Aujourd’hui, dix ans après sa création, le PDDAA peut se prévaloir de succès notables :
- 17 pays africains ont réalisé ou dépassé l’objectif de 6 % de croissance agricole fixé par le PDDAA
- 40 pays africains ont bénéficié de l’aide du PDDAA pour réaliser leurs objectifs en matière d’agriculture et de sécurité alimentaire
- Le PDDAA a permis l’émergence de plateformes pour les dirigeants africains, pour l’action collective et pour l’examen des pairs.
- Des niveaux record d’aide publique au développement en faveur de l’agriculture africaine ont été atteints — 4 milliards de dollars par an en 2010 et 2011.
L’harmonisation et l’alignement de l’aide figurent parmi les résultats les plus importants des processus de ce programme.
Le PDDAA est une initiative axée sur l’Afrique, conduite par l’Afrique, appartenant à l’Afrique et mise en œuvre par des Africains.

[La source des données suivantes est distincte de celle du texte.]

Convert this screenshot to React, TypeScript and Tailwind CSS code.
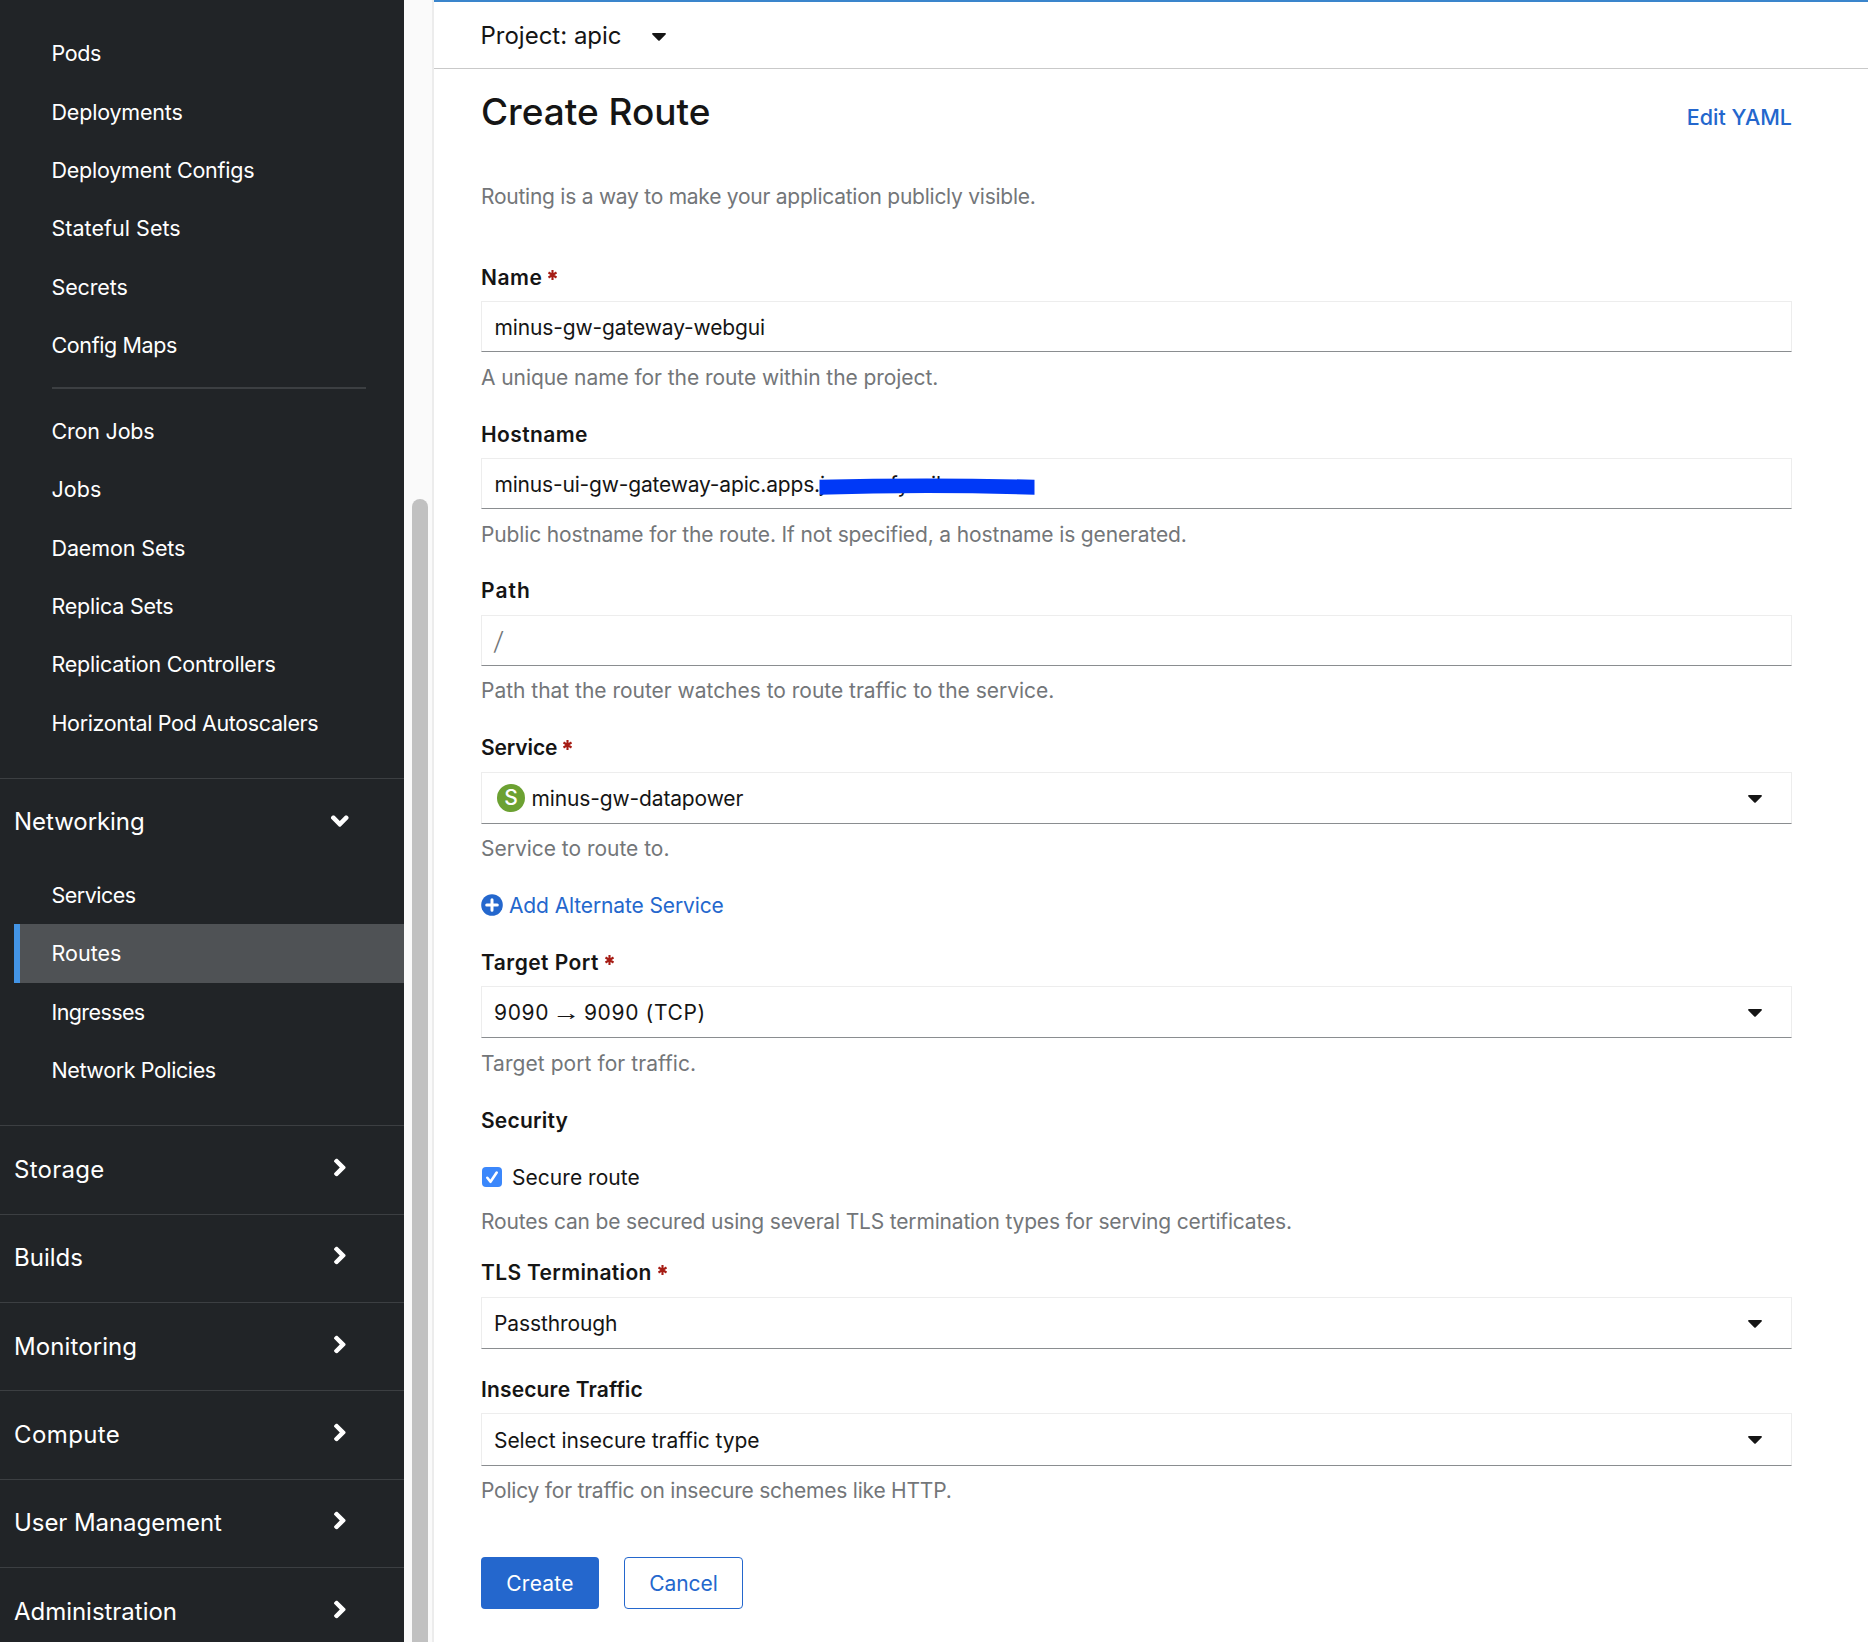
import React from 'react';

type Item = { label: string; track: string };

const WORKLOADS: Item[] = [
  { label: 'Pods', track: 'tracking-[-0.35px]' },
  { label: 'Deployments', track: 'tracking-[-0.19px]' },
  { label: 'Deployment Configs', track: 'tracking-[-0.24px]' },
  { label: 'Stateful Sets', track: 'tracking-[0.03px]' },
  { label: 'Secrets', track: 'tracking-[-0.12px]' },
  { label: 'Config Maps', track: 'tracking-[-0.38px]' },
];

const CONTROLLERS: Item[] = [
  { label: 'Cron Jobs', track: 'tracking-[-0.2px]' },
  { label: 'Jobs', track: 'tracking-[0.05px]' },
  { label: 'Daemon Sets', track: 'tracking-[-0.12px]' },
  { label: 'Replica Sets', track: 'tracking-[-0.23px]' },
  { label: 'Replication Controllers', track: 'tracking-[-0.23px]' },
  { label: 'Horizontal Pod Autoscalers', track: 'tracking-[-0.36px]' },
];

const NETWORKING: Item[] = [
  { label: 'Services', track: 'tracking-[-0.5px]' },
  { label: 'Routes', track: 'tracking-[0.02px]' },
  { label: 'Ingresses', track: 'tracking-[-0.6px]' },
  { label: 'Network Policies', track: 'tracking-[-0.41px]' },
];

const SECTIONS: Item[] = [
  { label: 'Storage', track: 'tracking-[0.25px]' },
  { label: 'Builds', track: 'tracking-[0px]' },
  { label: 'Monitoring', track: 'tracking-[0.1px]' },
  { label: 'Compute', track: 'tracking-[0.4px]' },
  { label: 'User Management', track: 'tracking-[-0.07px]' },
  { label: 'Administration', track: 'tracking-[-0.03px]' },
];

function Angle({ open = false }: { open?: boolean }) {
  return (
    <svg
      className={
        open ? 'h-[18px] w-[11.6px] -translate-y-px rotate-90' : 'h-[18px] w-[11.6px] -translate-y-[2.5px]'
      }
      viewBox="24.7 96 206.7 320"
      fill="currentColor"
    >
      <path d="M224.3 273l-136 136c-9.4 9.4-24.6 9.4-33.9 0l-22.6-22.6c-9.4-9.4-9.4-24.6 0-33.9l96.4-96.4-96.4-96.4c-9.4-9.4-9.4-24.6 0-33.9L54.3 103c9.4-9.4 24.6-9.4 33.9 0l136 136c9.5 9.4 9.5 24.6.1 34z" />
    </svg>
  );
}

function Caret({ className = '' }: { className?: string }) {
  return (
    <svg className={`h-2 w-[14px] ${className}`} viewBox="0 0 14 8" fill="#151515">
      <path d="M1 0h12c.9 0 1.2 1 .6 1.6L7.7 7.5c-.4.4-1 .4-1.4 0L.4 1.6C-.2 1 .1 0 1 0z" />
    </svg>
  );
}

function NavItem({ item, active = false }: { item: Item; active?: boolean }) {
  return (
    <a
      className={`ml-[14px] flex h-[58.4px] items-center border-l-[6px] pl-[31.5px] text-[21.5px] ${
        active ? 'border-[#4394e5] bg-[#4f5255]' : 'border-transparent'
      }`}
    >
      <span className={`whitespace-nowrap ${item.track}`}>{item.label}</span>
    </a>
  );
}

function SectionHead({ item, open = false }: { item: Item; open?: boolean }) {
  return (
    <div
      className={`flex items-center justify-between border-t border-[#3c3f42] pr-[58.5px] pl-[14px] text-[24px] ${
        open ? 'mb-px h-[87px]' : 'h-[88.4px]'
      }`}
    >
      <span className={`whitespace-nowrap ${item.track}`}>{item.label}</span>
      <Angle open={open} />
    </div>
  );
}

function Sidebar() {
  return (
    <nav className="h-full w-[404px] shrink-0 overflow-hidden bg-[#212427] pt-[24.2px] text-white">
      {WORKLOADS.map((i) => (
        <NavItem key={i.label} item={i} />
      ))}
      <div className="mt-[12.6px] mr-[38px] mb-[12.6px] ml-[52px] h-0.5 bg-[#3c3f42]" />
      {CONTROLLERS.map((i) => (
        <NavItem key={i.label} item={i} />
      ))}
      <div className="mt-[25.8px] pb-[25.7px]">
        <SectionHead item={{ label: 'Networking', track: 'tracking-[-0.05px]' }} open />
        {NETWORKING.map((i) => (
          <NavItem key={i.label} item={i} active={i.label === 'Routes'} />
        ))}
      </div>
      {SECTIONS.map((i) => (
        <SectionHead key={i.label} item={i} />
      ))}
    </nav>
  );
}

function Label({ text, track, required = false }: { text: string; track: string; required?: boolean }) {
  return (
    <div className="flex h-[30px] items-center gap-[6px] pt-0.5 leading-[28px] font-semibold whitespace-nowrap">
      <span className={track}>{text}</span>
      {required && (
        <svg className="mb-[7px] h-[10px] w-[9px]" viewBox="0 0 9 10" stroke="#a61c14" strokeWidth="2.1">
          <path d="M4.5 0v10M.5 2.5l8 5M8.5 2.5l-8 5" />
        </svg>
      )}
    </div>
  );
}

function Help({ text, className }: { text: string; className: string }) {
  return <p className={`h-[30px] leading-[32px] whitespace-nowrap text-[#737679] ${className}`}>{text}</p>;
}

const BOX =
  'relative flex items-center justify-between border border-[#ededed] border-b-[#8a8d90] bg-white whitespace-nowrap pt-0.5 pl-3 pr-[29px]';

export default function App() {
  return (
    <div className="flex h-[1642px] w-[1868px] overflow-hidden bg-white font-[Inter,sans-serif] text-[21px] text-[#151515]">
      <Sidebar />
      <div className="flex w-[30px] shrink-0 border-r-2 border-[#ececec] bg-[#fafafa] pt-[499px] pl-2">
        <div className="w-4 rounded-t-full bg-[#c1c1c1]" />
      </div>
      <main className="min-w-0 flex-1">
        <header className="flex h-[69px] items-center gap-[30px] border-t-2 border-b border-t-[#3a85cc] border-b-[#c9c9c9] pt-0.5 pl-[46.5px] text-[24px]">
          <span className="tracking-[0px]">Project: apic</span>
          <Caret className="mt-px" />
        </header>
        <div className="mr-[76px] ml-[47px] pt-[21px]">
          <div className="flex h-11 items-baseline justify-between">
            <h1 className="text-[37px] leading-[44px] font-medium tracking-[-0.02px]">Create Route</h1>
            <a className="text-[21.5px] font-medium tracking-[0.01px] text-[#2467cd]">Edit YAML</a>
          </div>
          <Help
            className="mt-[47px] tracking-[-0.25px]"
            text="Routing is a way to make your application publicly visible."
          />

          <div className="mt-[51px]">
            <Label text="Name" track="tracking-[0.53px]" required />
            <div className={`${BOX} mt-[9px] h-[51px]`}>
              <span className="pl-[0.5px] tracking-[-0.13px]">minus-gw-gateway-webgui</span>
            </div>
            <Help className="mt-[10px] tracking-[-0.07px]" text="A unique name for the route within the project." />
          </div>

          <div className="mt-[27px]">
            <Label text="Hostname" track="tracking-[0.4px]" />
            <div className={`${BOX} mt-[9px] h-[51px]`}>
              <span className="pl-[0.5px] tracking-[-0.18px]">
                minus-ui-gw-gateway-apic.apps.j<span className="ml-[65px]">fy</span>
                <span className="ml-[22px]">il</span>
              </span>
              <svg className="absolute top-[18px] left-[337px] h-5 w-[216px]" viewBox="0 0 216 20" fill="#0039f7">
                <path d="M0.500 2.800Q108 0 215.500 2.800V17.800Q108 14.200 0.500 17.800z" />
              </svg>
            </div>
            <Help
              className="mt-[10px] tracking-[-0.14px]"
              text="Public hostname for the route. If not specified, a hostname is generated."
            />
          </div>

          <div className="mt-[26px]">
            <Label text="Path" track="tracking-[1.04px]" />
            <div className={`${BOX} mt-[10px] h-[51px]`}>
              <span className="text-[25px] font-light text-[#737679]">
                <span className="inline-block skew-x-[-6deg]">/</span>
              </span>
            </div>
            <Help
              className="mt-[9px] tracking-[-0.02px]"
              text="Path that the router watches to route traffic to the service."
            />
          </div>

          <div className="mt-[27px]">
            <Label text="Service" track="tracking-[-0.13px]" required />
            <div className={`${BOX} mt-[10px] h-[52px]`}>
              <span className="flex items-center gap-[6.5px] pl-[3px]">
                <span className="-mt-0.5 flex size-7 items-center justify-center rounded-full bg-[#6ca132] text-[21px] font-medium text-white">
                  S
                </span>
                <span className="tracking-[-0.14px]">minus-gw-datapower</span>
              </span>
              <Caret />
            </div>
            <Help className="mt-[9px] tracking-[-0.02px]" text="Service to route to." />
          </div>

          <a className="mt-[27px] flex h-[30px] items-center gap-[6px] leading-[32px] whitespace-nowrap text-[#2467cd]">
            <svg className="size-[22px]" viewBox="0 0 22 22">
              <circle cx="11" cy="11" r="10.8" fill="#2467cd" />
              <path d="M11 5.700v10.600M5.700 11h10.600" stroke="#fff" strokeWidth="3" strokeLinecap="round" />
            </svg>
            <span className="pt-0.5 tracking-[-0.12px]">Add Alternate Service</span>
          </a>

          <div className="mt-[27px]">
            <Label text="Target Port" track="tracking-[0.46px]" required />
            <div className={`${BOX} mt-[9px] h-[52px]`}>
              <span className="tracking-[0.65px]">
                9090 <span className="inline-block scale-x-[1.35] font-['Liberation_Sans',sans-serif]">→</span> 9090
                (TCP)
              </span>
              <Caret />
            </div>
            <Help className="mt-[10px] tracking-[0.06px]" text="Target port for traffic." />
          </div>

          <div className="mt-[27px]">
            <Label text="Security" track="tracking-[0.2px]" />
            <div className="mt-[27px] flex h-[30px] items-center gap-[10px] pl-px whitespace-nowrap">
              <svg className="size-5" viewBox="0 0 20 20">
                <rect width="20" height="20" rx="4" fill="#3b87fb" />
                <path
                  d="M5.300 10.800l3.200 4L14.700 5.500"
                  fill="none"
                  stroke="#fff"
                  strokeWidth="2.600"
                  strokeLinecap="round"
                  strokeLinejoin="round"
                />
              </svg>
              <span className="pt-0.5 tracking-[0.04px]">Secure route</span>
            </div>
            <Help
              className="mt-[14px] tracking-[-0.17px]"
              text="Routes can be secured using several TLS termination types for serving certificates."
            />
          </div>

          <div className="mt-[21px]">
            <Label text="TLS Termination" track="tracking-[0.33px]" required />
            <div className={`${BOX} mt-[10px] h-[52px]`}>
              <span className="tracking-[-0.1px]">Passthrough</span>
              <Caret />
            </div>
          </div>

          <div className="mt-[25px]">
            <Label text="Insecure Traffic" track="tracking-[0.15px]" />
            <div className={`${BOX} mt-[9px] h-[53px]`}>
              <span className="tracking-[-0.06px]">Select insecure traffic type</span>
              <Caret className="-mt-px" />
            </div>
            <Help
              className="mt-[9px] tracking-[-0.22px]"
              text="Policy for traffic on insecure schemes like HTTP."
            />
          </div>

          <div className="mt-[52px] flex gap-[25px]">
            <button className="h-[52px] w-[118px] rounded-[4px] bg-[#2467cd] pt-0.5 tracking-[0.24px] text-white">
              Create
            </button>
            <button className="h-[52px] w-[119px] rounded-[4px] border border-[#2467cd] pt-0.5 tracking-[-0.06px] text-[#2467cd]">
              Cancel
            </button>
          </div>
        </div>
      </main>
    </div>
  );
}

L’une des mesures les plus importantes qu’on peut porter à son crédit est que les partenaires au développement — dont la Banque mondiale — ont aligné leurs stratégies afin d’appuyer ses priorités.
Alors que nous nous réjouissons de la perspective d’une nouvelle ère de collaboration scientifique, je suis convaincu que le GCRAI (groupe consultatif pour la recherche agricole internationale), qui a conduit la révolution verte, peut à présent s’employer à mettre le meilleur de la science moderne au service des agriculteurs africains.
J’invite cette auguste assemblée à se consacrer à cette importante tâche d’amélioration de l’agriculture africaine. Je suis convaincu qu’avec votre appui, cet objectif peut être réalisé.
C’est le moment ou jamais de changer l’orientation de l’agriculture africaine en mettant l’accent sur l’accroissement de la productivité, sur le renforcement de l’équité, et sur des pratiques agricoles plus durables. Je vous remercie.